In the letter in question, I challenged the PACE Trial authors’ claims about the safety of cognitive behaviour therapy (CBT) and graded exercise therapy (GET) for chronic fatigue syndrome (CFS), distilling my points into 250 words, the maximum allowed by the journal. At no point do I attack individuals. As is common in letters to the editor, I challenge points made in the original paper—it has been recognised that such correspondence can be an important part of the scientific process. I subsequently expanded on the points about that particular trial, and the reporting of harms for these interventions in general, in a peer-reviewed paper. I have had several letters published, before and since, on the subject of CBT and GET interventions in reply to different research groups in a variety of journals.
Incidentally, I do not believe the description is suitable or appropriate for the other letters that the Lancet published either.
The Journal of Internal Medicine declined to publish Kindlon’s letter. This rejection was a serious mistake and an abrogation of the journal’s responsibilities. Kindlon and the letter-writers to whom Professor Lloyd did not apologize were unfairly dissed twice—first in the initial editorial, and then in the apology. Perhaps the editorial and the apology were only reviewed by those who agreed that PACE was a fine and robust study. Who knows?
However it happened, the journal allowed these unfounded and gratuitous accusations to be levelled in the first place, and then allowed them to be repeated. It had an obligation to minimize the damage, at least as much as was possible. It clear failed this key test of editorial integrity.

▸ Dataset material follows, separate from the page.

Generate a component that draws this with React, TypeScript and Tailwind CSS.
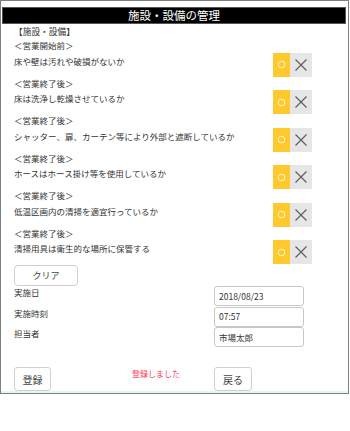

Earlier this week I also posted a blog about the University of Bath’s shopping bag study. Today the link to the study on the university’s website no longer works. The following message appears instead: “We couldn’t find the content you were looking for. We’re updating our site and some information may have been moved or deleted.”
I’m not sure what to make of this. Perhaps the university was overwhelmed with complaints from homebound ME/CFS patients who haven’t been able to shop in years. Perhaps those who were well enough to enroll informed the university that they had no intention of answering questions about their emotional responses to watching a video of themselves carrying a shopping bag. Or perhaps enough people enrolled in the last two days that the researchers were no longer seeking subjects, and we will be reading the results from this groundbreaking study in the near future.
It certainly seemed possible that the research was designed with the notion that patients might have dysfunctional cognitions about whether they can or cannot carry a bag loaded with whatever it was going to be loaded with. (Or perhaps the bag would be empty; that was unclear.) My assumption was that the questions about how people felt while watching the video might be structured to tease out differences between patients’ ability to carry out the activity, as documented in the video, and their perception of how easy or difficult it was to carry out the activity. But really, who knows?
Whatever. In any event, I got lots of laughs from the comments, both on the blog, Facebook and elsewhere. I’m not sure how this study could lead to any improvements in treatments, as the Bath site suggested might happen. But one commenter noted that a two-day shopping bag test could replace the two-day bicycle exercise test for identifying the core symptom of post-exertional malaise. This would be a satisfying outcome, especially given the ten-pound reward for study participation. That way, people could not only have their ME/CFS officially confirmed with reliable data but could also buy stuff and return home with toilet paper, a mop or other needed items.